• _Exercise aim_
Identify all lines in the data containing the string "styles". Copy them out.

• _Dataset excerpt_
********

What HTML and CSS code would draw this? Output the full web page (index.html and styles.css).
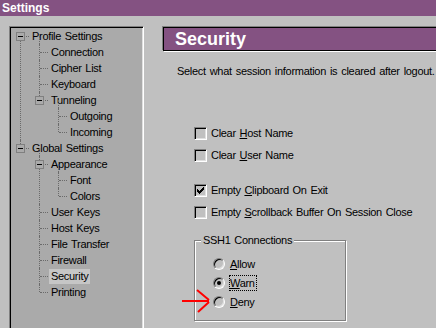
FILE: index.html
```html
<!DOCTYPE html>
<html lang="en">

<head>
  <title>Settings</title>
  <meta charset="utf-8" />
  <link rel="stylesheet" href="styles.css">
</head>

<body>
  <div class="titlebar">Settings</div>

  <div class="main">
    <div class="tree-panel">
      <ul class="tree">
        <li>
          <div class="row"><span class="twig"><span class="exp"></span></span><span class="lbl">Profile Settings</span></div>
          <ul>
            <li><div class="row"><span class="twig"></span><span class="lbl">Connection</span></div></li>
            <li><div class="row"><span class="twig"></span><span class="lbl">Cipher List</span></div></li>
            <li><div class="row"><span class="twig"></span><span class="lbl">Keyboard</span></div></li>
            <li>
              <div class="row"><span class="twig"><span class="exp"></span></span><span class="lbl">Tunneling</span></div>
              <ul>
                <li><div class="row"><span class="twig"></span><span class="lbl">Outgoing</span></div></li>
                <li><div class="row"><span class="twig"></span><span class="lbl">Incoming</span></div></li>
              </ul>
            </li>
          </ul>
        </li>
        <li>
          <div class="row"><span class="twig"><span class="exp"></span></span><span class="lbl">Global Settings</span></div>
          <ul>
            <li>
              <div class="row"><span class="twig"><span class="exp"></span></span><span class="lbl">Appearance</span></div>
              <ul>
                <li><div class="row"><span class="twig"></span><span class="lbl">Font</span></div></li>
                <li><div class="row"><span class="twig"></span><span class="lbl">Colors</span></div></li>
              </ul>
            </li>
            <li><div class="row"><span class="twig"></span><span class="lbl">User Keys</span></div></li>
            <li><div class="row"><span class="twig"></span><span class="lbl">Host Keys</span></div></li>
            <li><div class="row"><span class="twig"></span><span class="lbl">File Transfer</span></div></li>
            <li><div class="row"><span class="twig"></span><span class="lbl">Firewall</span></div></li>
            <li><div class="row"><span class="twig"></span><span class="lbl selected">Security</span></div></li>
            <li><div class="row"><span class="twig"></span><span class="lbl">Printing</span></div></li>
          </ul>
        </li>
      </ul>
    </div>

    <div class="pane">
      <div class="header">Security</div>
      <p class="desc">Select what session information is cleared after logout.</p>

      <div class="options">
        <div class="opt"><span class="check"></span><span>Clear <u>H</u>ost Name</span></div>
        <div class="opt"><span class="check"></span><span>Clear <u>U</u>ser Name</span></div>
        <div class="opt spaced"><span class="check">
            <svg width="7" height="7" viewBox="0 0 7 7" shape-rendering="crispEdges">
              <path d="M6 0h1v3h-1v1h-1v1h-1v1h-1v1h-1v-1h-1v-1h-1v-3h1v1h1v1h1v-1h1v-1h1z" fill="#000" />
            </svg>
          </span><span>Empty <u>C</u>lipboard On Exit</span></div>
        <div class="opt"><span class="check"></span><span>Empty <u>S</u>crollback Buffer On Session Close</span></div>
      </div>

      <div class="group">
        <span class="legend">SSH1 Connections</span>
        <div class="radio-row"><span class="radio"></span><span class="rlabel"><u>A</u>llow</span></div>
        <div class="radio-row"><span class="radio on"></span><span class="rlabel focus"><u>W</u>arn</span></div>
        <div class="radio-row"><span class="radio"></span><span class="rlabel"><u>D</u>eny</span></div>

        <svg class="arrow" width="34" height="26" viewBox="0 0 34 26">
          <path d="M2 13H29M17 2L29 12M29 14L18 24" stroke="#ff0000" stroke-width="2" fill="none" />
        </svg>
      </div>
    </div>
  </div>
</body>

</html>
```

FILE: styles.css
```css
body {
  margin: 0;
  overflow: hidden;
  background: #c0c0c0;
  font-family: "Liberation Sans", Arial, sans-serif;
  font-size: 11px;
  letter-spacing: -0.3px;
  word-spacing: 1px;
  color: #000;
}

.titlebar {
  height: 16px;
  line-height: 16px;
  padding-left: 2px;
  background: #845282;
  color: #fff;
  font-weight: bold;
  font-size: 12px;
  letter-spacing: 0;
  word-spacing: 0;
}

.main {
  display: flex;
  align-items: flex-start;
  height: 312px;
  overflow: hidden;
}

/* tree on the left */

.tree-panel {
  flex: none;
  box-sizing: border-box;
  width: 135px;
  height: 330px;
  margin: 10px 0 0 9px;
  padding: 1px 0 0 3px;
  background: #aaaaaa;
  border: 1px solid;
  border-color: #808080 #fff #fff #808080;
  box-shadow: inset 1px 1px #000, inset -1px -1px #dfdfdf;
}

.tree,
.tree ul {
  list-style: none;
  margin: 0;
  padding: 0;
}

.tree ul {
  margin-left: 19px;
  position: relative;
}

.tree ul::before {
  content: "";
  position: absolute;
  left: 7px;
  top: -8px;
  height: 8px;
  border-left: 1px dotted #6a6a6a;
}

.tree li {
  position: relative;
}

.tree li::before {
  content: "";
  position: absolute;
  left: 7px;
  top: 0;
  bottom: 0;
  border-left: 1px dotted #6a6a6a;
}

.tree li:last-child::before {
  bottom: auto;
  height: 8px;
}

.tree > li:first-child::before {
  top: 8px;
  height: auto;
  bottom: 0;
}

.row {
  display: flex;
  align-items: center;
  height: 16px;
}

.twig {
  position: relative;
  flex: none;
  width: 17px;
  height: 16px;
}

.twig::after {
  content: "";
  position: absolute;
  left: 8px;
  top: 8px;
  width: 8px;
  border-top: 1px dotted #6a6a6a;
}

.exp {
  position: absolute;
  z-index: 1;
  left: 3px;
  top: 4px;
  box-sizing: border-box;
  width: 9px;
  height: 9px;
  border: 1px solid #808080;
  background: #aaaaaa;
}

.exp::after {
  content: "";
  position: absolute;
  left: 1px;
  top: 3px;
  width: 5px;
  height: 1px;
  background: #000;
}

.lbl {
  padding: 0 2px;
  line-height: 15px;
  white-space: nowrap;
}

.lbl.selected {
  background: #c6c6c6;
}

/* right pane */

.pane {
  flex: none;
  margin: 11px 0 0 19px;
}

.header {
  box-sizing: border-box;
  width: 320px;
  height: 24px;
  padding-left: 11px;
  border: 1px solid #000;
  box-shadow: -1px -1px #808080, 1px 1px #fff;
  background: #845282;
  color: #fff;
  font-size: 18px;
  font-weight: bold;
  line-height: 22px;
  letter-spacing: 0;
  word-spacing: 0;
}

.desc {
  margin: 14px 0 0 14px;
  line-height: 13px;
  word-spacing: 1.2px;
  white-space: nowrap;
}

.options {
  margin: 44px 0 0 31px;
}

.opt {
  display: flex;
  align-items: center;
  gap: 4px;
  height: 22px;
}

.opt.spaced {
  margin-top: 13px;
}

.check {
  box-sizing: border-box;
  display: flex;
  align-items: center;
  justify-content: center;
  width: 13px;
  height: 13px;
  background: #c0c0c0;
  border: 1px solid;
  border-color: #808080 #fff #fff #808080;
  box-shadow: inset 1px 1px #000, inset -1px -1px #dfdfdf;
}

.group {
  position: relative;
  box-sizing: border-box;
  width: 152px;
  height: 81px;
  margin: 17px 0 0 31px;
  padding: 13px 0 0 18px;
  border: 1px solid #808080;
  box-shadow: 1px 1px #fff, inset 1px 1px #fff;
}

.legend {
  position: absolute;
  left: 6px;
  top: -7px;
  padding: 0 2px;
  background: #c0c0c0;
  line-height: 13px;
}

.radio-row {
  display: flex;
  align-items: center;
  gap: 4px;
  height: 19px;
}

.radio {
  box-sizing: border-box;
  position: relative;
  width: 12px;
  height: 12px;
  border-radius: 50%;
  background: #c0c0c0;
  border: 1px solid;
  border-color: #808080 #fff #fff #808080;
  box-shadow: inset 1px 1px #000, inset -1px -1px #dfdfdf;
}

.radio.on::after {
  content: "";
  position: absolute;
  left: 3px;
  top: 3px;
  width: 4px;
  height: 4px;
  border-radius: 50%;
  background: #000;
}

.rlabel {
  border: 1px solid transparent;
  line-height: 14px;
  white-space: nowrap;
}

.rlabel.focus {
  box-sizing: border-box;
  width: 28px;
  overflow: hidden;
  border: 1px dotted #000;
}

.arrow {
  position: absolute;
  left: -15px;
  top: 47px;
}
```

********

• _Solution_
What HTML and CSS code would draw this? Output the full web page (index.html and styles.css).
  <link rel="stylesheet" href="styles.css">
FILE: styles.css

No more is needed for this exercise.